Es bedarf nicht viel um zu erkennen, dass das Johannesevangelium sich ganz wesentlich von den drei Evangelien unterscheidet. In Form und Inhalt haben wir es hier mit einer ganz anderen Literaturgattung innerhalb des Schrifttums der Apologetik zu tun. Nennt man Markus, Matthäus und Lukas die Synoptiker (Zusammengeschauten), da sie alle in ihrem Wesen und in ihrer Gestallt, doch auf einem Grundtext fußen, so begegnet uns im Johannesevangelium eine ganz neue und andere Sichtweise Jesu. Finden wir bei den Synoptikern Spruchreihen, die inhaltlich zur Toraauslegung Stellung beziehen, ethische Unterweisungen, politische Reden, Gleichnisse vom Himmelreich, bis hin zu den Leidensankündigungen, so werden wir vergeblich bei Johannes danach suchen. Gleiches trifft im Wesentlichen auch auf die Wunder Jesu zu. Redet in den Synoptikern Jesus hauptsächlich vom himmlischen Vater, so spricht er bei Johannes fast nur noch über sich selbst, im Stil einer Selbstoffenbarung (ich bin….) und in ganz sublim klingenden Monologen, die sich hauptsächlich um sein metaphysisches Dasein drehen. Die Selbstbescheidenheit Jesu bei den Synoptikern (z.B. Was nennst du mich gut…..), tritt bei Johannes gänzlich zurück. Noch deutlicher wird das gesagte, wenn man sich die Distanz zum Judentum anschaut, welche bei den Synoptikern so nicht zu Tage tritt. Der jüdische Kult erscheint als fremde Größe, der mit Skepsis betrachtet wird. Allein schon die Begrifflichkeit „die Juden“, welche Jesus selbst in den Mund gelegt wird, hebt literarisch die Entfremdung Jesu aus seinem Volk hervor. Der Jünger Jesu wird pauschal „dem Juden“ gegenüber gestellt ( 5.15, 7.11-13, etc.), was deutlich unjüdische Gesten zu Tage treten lassen. Dennoch sind das rabbinische Judentum und hier insbesondere die Lehrtradition bekannt. Ein ganz deutlicher Hinweis auf das Diasporajudentum, welches kritisch betrachtet wird, indem das Judentum pauschal dem Pharisäismus gleich gestellt wird (z.B. 7.1.13 mit 7.32, etc.).
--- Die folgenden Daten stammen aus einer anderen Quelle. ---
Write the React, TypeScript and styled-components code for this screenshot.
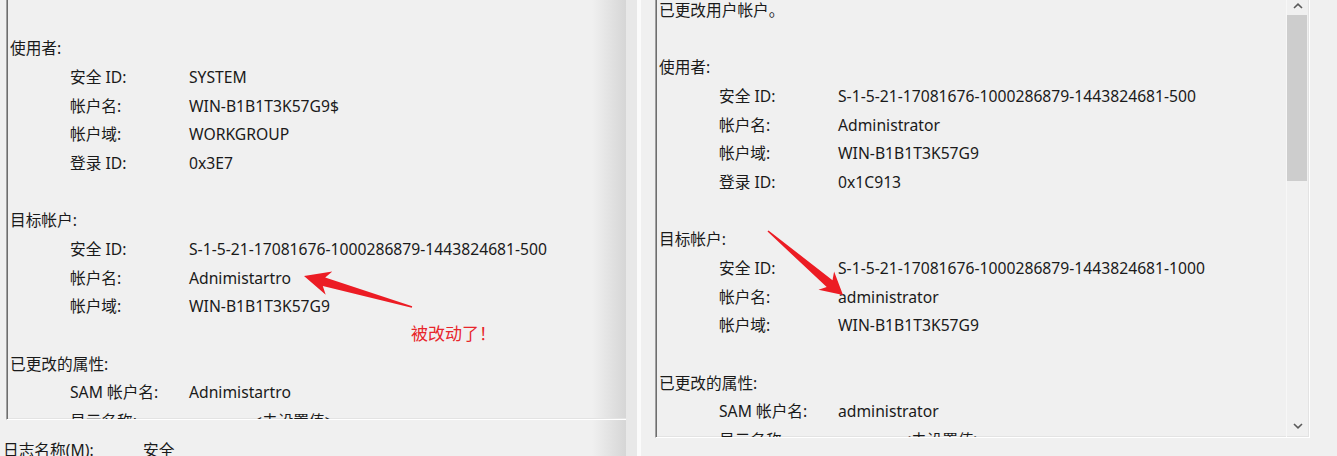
import React from "react";
import styled, { createGlobalStyle } from "styled-components";

const FONT = `"Noto Sans", "Noto Sans CJK SC", sans-serif`;

const GlobalStyle = createGlobalStyle`
  html, body { margin: 0; padding: 0; background: #f0f0f0; }
  body { width: 1337px; height: 456px; overflow: hidden; font-family: ${FONT}; }
  * { box-sizing: border-box; }
`;

const Screen = styled.div`
  position: relative;
  display: flex;
  width: 1337px;
  height: 456px;
  overflow: hidden;
  background: #f0f0f0;
  color: #1a1a1a;
  font-family: ${FONT};
  font-size: 15.7px;
`;

const LeftPane = styled.section`
  width: 626px;
  flex: none;
  display: flex;
  flex-direction: column;
  overflow: hidden;
  background: linear-gradient(
    to right,
    #f0f0f0 0,
    #f0f0f0 calc(100% - 34px),
    #d6d6d6 100%
  );
`;

const Splitter = styled.div`
  width: 15px;
  flex: none;
  background: #e8e8e8;
  border-right: 4px solid #fbfbfb;
`;

const RightPane = styled.section`
  flex: 1;
  display: flex;
  flex-direction: column;
  padding-left: 14px;
`;

const DetailBox = styled.div<{ $height: number; $closed?: boolean }>`
  height: ${(p) => p.$height}px;
  flex: none;
  display: flex;
  overflow: hidden;
  border-left: 1px solid #a0a0a0;
  border-bottom: 1px solid #ffffff;
  border-right: ${(p) => (p.$closed ? "1px solid #ffffff" : "none")};
  box-shadow: inset 1px 0 0 #6e6e6e, inset 0 -1px 0 #e3e3e3
    ${(p) => (p.$closed ? ", inset -1px 0 0 #e3e3e3" : "")};
`;

const LeftBox = styled(DetailBox)`
  margin-left: 6px;
`;

const RightBox = styled(DetailBox)`
  width: 655px;
`;

const TextArea = styled.div`
  flex: 1;
  min-width: 0;
  overflow: hidden;
  padding-left: 3px;
`;

const TextFlow = styled.div<{ $scroll: number }>`
  margin-top: ${(p) => -p.$scroll}px;
`;

const Line = styled.div`
  height: 28.67px;
  line-height: 28.67px;
  white-space: nowrap;
`;

const FieldLine = styled(Line)`
  display: flex;
  padding-left: 60px;
`;

const FieldLabel = styled.span`
  width: 119px;
  flex: none;
`;

const FieldValue = styled.span<{ $indent?: number }>`
  padding-left: ${(p) => p.$indent ?? 0}px;
`;

const ScrollBar = styled.div`
  width: 22px;
  flex: none;
  margin-right: 1px;
  display: flex;
  flex-direction: column;
  border-left: 1px solid #f7f7f7;
`;

const ScrollButton = styled.div<{ $h: number }>`
  height: ${(p) => p.$h}px;
  flex: none;
  display: flex;
  align-items: center;
  justify-content: center;
  padding-bottom: 4px;
`;

const ScrollThumb = styled.div`
  width: 20px;
  height: 166px;
  background: #cdcdcd;
  flex: none;
`;

const ScrollTrack = styled.div`
  flex: 1;
`;

const BottomField = styled.div`
  display: flex;
  padding-left: 3px;
  margin-top: 16px;
  line-height: 28.67px;
  white-space: nowrap;
`;

const BottomLabel = styled.span`
  width: 140px;
  flex: none;
`;

const Overlay = styled.svg`
  position: absolute;
  left: 0;
  top: 0;
  pointer-events: none;
`;

const Note = styled.div`
  position: absolute;
  left: 411px;
  top: 322px;
  font-family: "Noto Sans CJK SC", sans-serif;
  font-size: 17px;
  line-height: 22px;
  color: #e8252b;
  white-space: nowrap;
`;

type Entry =
  | { kind: "title"; text: string }
  | { kind: "blank" }
  | { kind: "field"; label: string; value: string; indent?: number };

const makeEntries = (
  subject: [string, string, string, string],
  target: [string, string, string],
  sam: string
): Entry[] => [
  { kind: "title", text: "已更改用户帐户。" },
  { kind: "blank" },
  { kind: "title", text: "使用者:" },
  { kind: "field", label: "安全 ID:", value: subject[0] },
  { kind: "field", label: "帐户名:", value: subject[1] },
  { kind: "field", label: "帐户域:", value: subject[2] },
  { kind: "field", label: "登录 ID:", value: subject[3] },
  { kind: "blank" },
  { kind: "title", text: "目标帐户:" },
  { kind: "field", label: "安全 ID:", value: target[0] },
  { kind: "field", label: "帐户名:", value: target[1] },
  { kind: "field", label: "帐户域:", value: target[2] },
  { kind: "blank" },
  { kind: "title", text: "已更改的属性:" },
  { kind: "field", label: "SAM 帐户名:", value: sam },
  { kind: "field", label: "显示名称:", value: "<未设置值>", indent: 64 },
  { kind: "field", label: "用户主体名称:", value: "-", indent: 64 },
];

const leftEntries = makeEntries(
  ["SYSTEM", "WIN-B1B1T3K57G9$", "WORKGROUP", "0x3E7"],
  [
    "S-1-5-21-17081676-1000286879-1443824681-500",
    "Adnimistartro",
    "WIN-B1B1T3K57G9",
  ],
  "Adnimistartro"
);

const rightEntries = makeEntries(
  [
    "S-1-5-21-17081676-1000286879-1443824681-500",
    "Administrator",
    "WIN-B1B1T3K57G9",
    "0x1C913",
  ],
  [
    "S-1-5-21-17081676-1000286879-1443824681-1000",
    "administrator",
    "WIN-B1B1T3K57G9",
  ],
  "administrator"
);

const EventText: React.FC<{ entries: Entry[]; scroll: number }> = ({
  entries,
  scroll,
}) => (
  <TextArea>
    <TextFlow $scroll={scroll}>
      {entries.map((e, i) => {
        if (e.kind === "title") return <Line key={i}>{e.text}</Line>;
        if (e.kind === "blank") return <Line key={i} />;
        return (
          <FieldLine key={i}>
            <FieldLabel>{e.label}</FieldLabel>
            <FieldValue $indent={e.indent}>{e.value}</FieldValue>
          </FieldLine>
        );
      })}
    </TextFlow>
  </TextArea>
);

const Chevron: React.FC<{ up?: boolean }> = ({ up }) => (
  <svg width="10" height="6" viewBox="0 0 10 6">
    <polyline
      points={up ? "1,5 5,1.2 9,5" : "1,1 5,4.8 9,1"}
      fill="none"
      stroke="#5a5a5a"
      strokeWidth="1.6"
    />
  </svg>
);

type Pt = [number, number];

const arrowPoints = (tip: Pt, tail: Pt, headLen: number, headHalf: number, neckHalf: number): string => {
  const dx = tail[0] - tip[0];
  const dy = tail[1] - tip[1];
  const len = Math.hypot(dx, dy);
  const ux = dx / len;
  const uy = dy / len;
  const nx = -uy;
  const ny = ux;
  const at = (a: number, b: number): Pt => [
    tip[0] + ux * a + nx * b,
    tip[1] + uy * a + ny * b,
  ];
  const pts: Pt[] = [
    tip,
    at(headLen, -headHalf),
    at(headLen * 0.8, -neckHalf),
    at(len, -0.8),
    at(len, 0.8),
    at(headLen * 0.8, neckHalf),
    at(headLen, headHalf),
  ];
  return pts.map((p) => `${p[0].toFixed(1)},${p[1].toFixed(1)}`).join(" ");
};

export default function App() {
  return (
    <>
      <GlobalStyle />
      <Screen>
        <LeftPane>
          <LeftBox $height={420}>
            <EventText entries={leftEntries} scroll={23} />
          </LeftBox>
          <BottomField>
            <BottomLabel>日志名称(M):</BottomLabel>
            <span>安全</span>
          </BottomField>
        </LeftPane>
        <Splitter />
        <RightPane>
          <RightBox $height={438} $closed>
            <EventText entries={rightEntries} scroll={4} />
            <ScrollBar>
              <ScrollButton $h={15}>
                <Chevron up />
              </ScrollButton>
              <ScrollThumb />
              <ScrollTrack />
              <ScrollButton $h={19}>
                <Chevron />
              </ScrollButton>
            </ScrollBar>
          </RightBox>
        </RightPane>
        <Overlay width="1337" height="456" viewBox="0 0 1337 456">
          <polygon
            points={arrowPoints([304, 276], [412, 307], 26, 12, 4.5)}
            fill="#ec1c24"
          />
          <polygon
            points={arrowPoints([843, 295], [768, 231], 22, 12, 4.5)}
            fill="#ec1c24"
          />
        </Overlay>
        <Note>被改动了！</Note>
      </Screen>
    </>
  );
}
Mit dem Eingangsprolog wird zugleich die eschatologische Bedeutung Israels gänzlich aufgehoben. War es noch den Synoptikern wichtig, Jesus als Sohn Israels darzustellen, wird er gleich zu Beginn des Johannesev. zum Himmelssohn, der allem irdischen entledigt ist ausgewiesen. Doch finden sich auch Berührungspunkte, die ganz deutlich nach Qumran verweisen. Der ausgeprägte Dualismus Licht – Finsternis, ist auch bekannt aus den essenischen Schriften.
Die inhaltlichen Verschiedenartigkeiten werden heute damit erklärt, dass dieses Evangelium aus verschieden Texten besteht, die zu einem Gesamtwerk zusammengefasst wurden. Hieraus erklären sich auch die verschiedenen Stilbrüche, die doch sehr gravierend hervortreten (verschiedene Arten philosophischer Begrifflichkeiten aus verschiedenen Regionen). Zitat Jerusalemer Bibel: Das Evangelium ist das Ergebnis eines längeren Überlieferungsprozesses und enthält Elemente aus verschiedener Zeit, Bearbeitungen, Zusätze, verschiedene Redaktionen aus ein und derselben Überlieferung. Deutlich wird das am Endprolog 21/ 20 – 24.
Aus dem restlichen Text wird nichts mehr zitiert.